First off, we don't really know much; the actors on the show don't know what happened behind close doors. We found out about it 2-3 days prior to it going on the air. Having gone through a lot on an interpersonal level, though, I mean, in comparison to anything like that, I was like, "Well, okay." Things change all the time in TV for sure, and I think that we all still had hopes that it was well done and that whatever it was for was what it was for. It's now on Blip.TV--and now that webisodes are so popular, that's not necessarily a bad way to go with a show like this.
There are indeed lots of successful and popular shows on the internet...
It's funny, Patton Oswalt said something like "Media is more controlled now than it ever has been and Hollywood is changing." The way it is now is that people now create their own content and people find them.
What's next for you?
Well, I do a lot of live theater--I'm pretty in love with it. I've had a couple of connections in other cities and I mean, you always want to keep doors open to things.
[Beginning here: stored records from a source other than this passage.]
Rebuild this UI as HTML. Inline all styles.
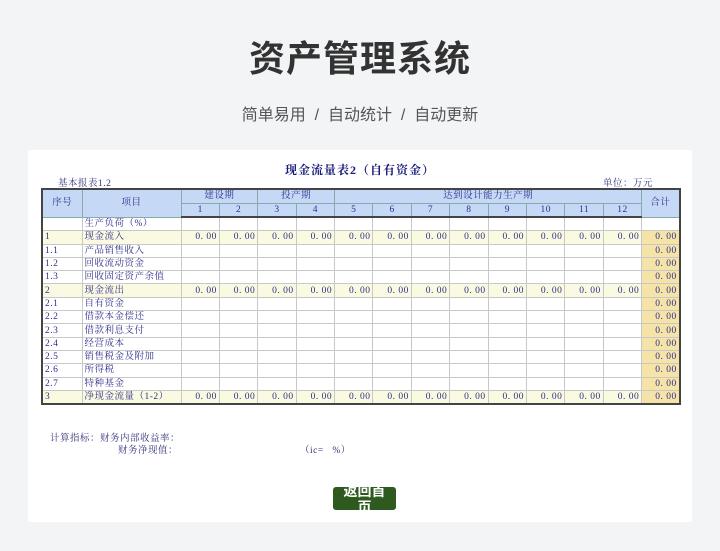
<!DOCTYPE html>
<html><head><meta charset="utf-8"><style>
body{margin:0;width:720px;height:551px;background:#f3f4f6;font-family:"Liberation Serif","Noto Serif CJK SC",serif;position:relative;overflow:hidden}
.h1{position:absolute;top:30px;left:0;width:720px;text-align:center;font:bold 36px "Liberation Sans","Noto Sans CJK SC",sans-serif;color:#333;letter-spacing:1px}
.sub{position:absolute;top:101px;left:0;width:720px;text-align:center;font:16px "Liberation Sans","Noto Sans CJK SC",sans-serif;color:#555}
.card{position:absolute;left:28px;top:150px;width:664px;height:372px;background:#fff}
.t1{position:absolute;top:161px;left:0;width:720px;text-align:center;font-weight:bold;font-size:12px;color:#1a1a7a;letter-spacing:1px}
.s{position:absolute;font-size:9.5px;color:#33337a;letter-spacing:.5px}
table{position:absolute;left:41px;top:188px;border-collapse:collapse;table-layout:fixed;font-size:9.5px;color:#2e2e8a}
td{border:1px solid #c8c8c8;padding:0 2px;height:12.3px;line-height:12px;white-space:nowrap;overflow:hidden;letter-spacing:.5px}
thead td{background:#c5d9f7;text-align:center;border-color:#8aa;height:12.5px}
.y td{background:#fafae2}
td.n{text-align:right}
td.tot{background:#f5e3a8;text-align:right}
table{border:2px solid #444}
thead tr:last-child td{border-bottom:2px solid #444}
.btn{position:absolute;left:333px;top:487px;width:63px;height:23px;background:#2f5a1f;border-radius:3px;color:#fff;font:bold 14px "Liberation Sans","Noto Sans CJK SC",sans-serif;text-align:center;line-height:16px;overflow:hidden}
.btn div{margin-top:-4px}
</style></head><body>
<div class="h1">资产管理系统</div>
<div class="sub">简单易用 &nbsp;/&nbsp; 自动统计 &nbsp;/&nbsp; 自动更新</div>
<div class="card"></div>
<div class="t1">现金流量表2（自有资金）</div>
<div class="s" style="left:58px;top:175px">基本报表1.2</div>
<div class="s" style="left:603px;top:175px">单位：万元</div>
<table>
<colgroup><col style="width:40px"><col style="width:99px"><col span="12" style="width:38.4px"><col style="width:38px"></colgroup>
<thead>
<tr><td rowspan="2">序号</td><td rowspan="2">项目</td><td colspan="2">建设期</td><td colspan="2">投产期</td><td colspan="8">达到设计能力生产期</td><td rowspan="2">合计</td></tr>
<tr><td>1</td><td>2</td><td>3</td><td>4</td><td>5</td><td>6</td><td>7</td><td>8</td><td>9</td><td>10</td><td>11</td><td>12</td></tr>
</thead>
<tbody id="b"></tbody>
</table>
<div class="s" style="left:50px;top:430px">计算指标：财务内部收益率：</div>
<div class="s" style="left:118px;top:442px">财务净现值：</div>
<div class="s" style="left:300px;top:442px">（ic=&nbsp;&nbsp; %）</div>
<div class="btn"><div>返回首<br>页</div></div>
<script>
var rows=[["","生产负荷（%）",0,0],["1","现金流入",1,1],["1.1","产品销售收入",0,1],["1.2","回收流动资金",0,1],["1.3","回收固定资产余值",0,1],["2","现金流出",1,1],["2.1","自有资金",0,1],["2.2","借款本金偿还",0,1],["2.3","借款利息支付",0,1],["2.4","经营成本",0,1],["2.5","销售税金及附加",0,1],["2.6","所得税",0,1],["2.7","特种基金",0,1],["3","净现金流量（1-2）",1,1]];
var h="";rows.forEach(function(r){h+='<tr'+(r[2]?' class="y"':'')+'><td>'+r[0]+'</td><td>'+r[1]+'</td>';for(var i=0;i<12;i++)h+='<td class="n">'+(r[2]?'0. 00':'')+'</td>';h+=r[3]?'<td class="tot">0. 00</td>':'<td></td>';h+='</tr>';});
document.getElementById("b").innerHTML=h;
</script>
</body></html>
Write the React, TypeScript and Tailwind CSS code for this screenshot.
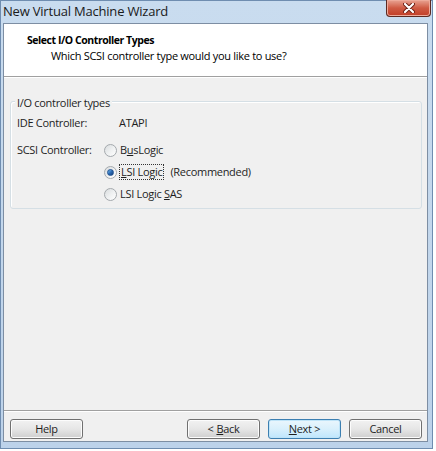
import React from 'react';

const font = { fontFamily: '"Open Sans", "Noto Sans", sans-serif' };

function Radio({ checked }: { checked?: boolean }) {
  return (
    <span className="flex h-[13px] w-[13px] shrink-0 items-center justify-center rounded-full border border-[#a4a9ad] bg-gradient-to-br from-[#d9dcde] via-[#eef0f1] to-[#ffffff]">
      {checked && (
        <span className="h-[7px] w-[7px] rounded-full border border-[#1d4f8f] bg-gradient-to-br from-[#7cc0f0] via-[#2b6cb6] to-[#163f78]" />
      )}
    </span>
  );
}

function Button({
  children,
  primary,
  className = '',
}: {
  children: React.ReactNode;
  primary?: boolean;
  className?: string;
}) {
  return (
    <div
      className={`flex h-[20px] w-[73px] items-center justify-center rounded-[3px] border text-[11px] tracking-[-0.3px] text-[#1e1e1e] ${
        primary
          ? 'border-[#3c7fb1] bg-gradient-to-b from-[#eaf6fd] via-[#d9f0fc] to-[#bee6fd] shadow-[inset_0_0_0_1px_#bfe4f8]'
          : 'border-[#707070] bg-gradient-to-b from-[#f2f2f2] via-[#e6e6e6] to-[#cfcfcf] shadow-[inset_0_0_0_1px_#fcfcfc]'
      } ${className}`}
    >
      {children}
    </div>
  );
}

export default function App() {
  return (
    <div className="h-[451px] w-[436px] bg-white" style={font}>
      <div className="flex h-[449px] w-[433px] flex-col border border-[#6f8db0] bg-gradient-to-b from-[#c9dcef] via-[#c3d7ec] to-[#bcd2ea]">
        {/* Title bar */}
        <div className="flex h-[22px] shrink-0 items-start justify-between">
          <span className="ml-[2px] mt-[1px] text-[13px] leading-[18px] tracking-[-0.2px] text-[#1a1a1a]">
            New Virtual Machine Wizard
          </span>
          <div className="-mt-[1px] mr-[1px] flex h-[17px] w-[45px] items-center justify-center rounded-b-[4px] border border-t-0 border-[#5c2a22] bg-gradient-to-b from-[#e8a393] via-[#cf5a43] to-[#c13d27] shadow-[inset_0_0_0_1px_#eeaa9a]">
            <svg width="12" height="10" viewBox="0 0 12 10">
              <path d="M2 1 L10 9 M10 1 L2 9" stroke="#6b1d12" strokeWidth="4" strokeLinecap="round" />
              <path d="M2 1 L10 9 M10 1 L2 9" stroke="#ffffff" strokeWidth="2.2" strokeLinecap="round" />
            </svg>
          </div>
        </div>

        {/* Client area */}
        <div className="mb-[6px] ml-[2px] mr-[4px] flex flex-1 flex-col border border-[#7d8ea3] bg-[#f0f0f0] text-[11px] tracking-[-0.3px]">
          {/* Header */}
          <div className="h-[53px] shrink-0 border-b border-[#a0a0a0] bg-white">
            <div className="ml-[23px] mt-[8px] text-[10.5px] font-bold leading-[16px] tracking-[-0.45px] text-black">
              Select I/O Controller Types
            </div>
            <div className="ml-[47px] leading-[16px] text-black">
              Which SCSI controller type would you like to use?
            </div>
          </div>

          {/* Body */}
          <div className="flex flex-1 flex-col border-t border-white">
            <div className="relative ml-[6px] mt-[23px] h-[108px] w-[412px] rounded-[3px] border border-[#d5dfe5] shadow-[inset_1px_1px_0_#ffffff]">
              <span className="absolute -top-[7px] left-[4px] bg-[#f0f0f0] px-[2px] leading-[16px] text-[#1e1e1e]">
                I/O controller types
              </span>
              <div className="ml-[6px] mt-[13px] flex leading-[16px] text-[#1e1e1e]">
                <span className="w-[102px]">IDE Controller:</span>
                <span>ATAPI</span>
              </div>
              <div className="ml-[6px] mt-[11px] flex leading-[16px] text-[#1e1e1e]">
                <span className="w-[87px]">SCSI Controller:</span>
                <div className="flex flex-col gap-[6px]">
                  <div className="flex h-[16px] items-center gap-[2px]">
                    <Radio />
                    <span className="px-[1px]">
                      B<span className="underline">u</span>sLogic
                    </span>
                  </div>
                  <div className="flex h-[16px] items-center gap-[2px]">
                    <Radio checked />
                    <span className="border border-dotted border-[#333] px-[1px] leading-[14px]">
                      <span className="underline">L</span>SI Logic
                    </span>
                    <span className="ml-[4px]">(Recommended)</span>
                  </div>
                  <div className="flex h-[16px] items-center gap-[2px]">
                    <Radio />
                    <span className="px-[1px]">
                      LSI Logic <span className="underline">S</span>AS
                    </span>
                  </div>
                </div>
              </div>
            </div>

            <div className="flex-1" />

            {/* Footer */}
            <div className="border-t border-[#a0a0a0]">
              <div className="flex h-[30px] items-start border-t border-white pt-[7px]">
                <Button className="ml-[6px]">Help</Button>
                <div className="flex-1" />
                <Button>
                  &lt; <span className="ml-[3px] underline">B</span>ack
                </Button>
                <Button primary className="ml-[8px]">
                  <span className="underline">N</span>ext &gt;
                </Button>
                <Button className="ml-[8px] mr-[5px]">Cancel</Button>
              </div>
            </div>
          </div>
        </div>
      </div>
    </div>
  );
}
Chicago is such a beautiful place but it's hard to really figure out what the next steps are and try to remain in a place where you want to build more work.
So is it that being an artist based in Chicago comes with challenges?
There's so much good art here--the theater, improv and music scene is so grand and wonderful that I think what we struggle with is how do we get ourselves to a sustainable point of living all the time. That's sort of where I am now. I teach, but I've been really lucky, though; I'm probably in a low percentage of people that makes their living solely off of this, but it's still a tough thing.
What do you think it will take to sustain the city's arts community?
I think in the cards next is how do we get more work here in Chicago or where do we go to bring light to Chicago; if I have to move to L.A. or New York, can I shine the light back on this city so that we can keep feeding it so that people don't feel like they have to leave? Chicago is the best; there's nothing that compares to the sense of community we have here. I think we can all stay here and keep fostering that spirit of the arts.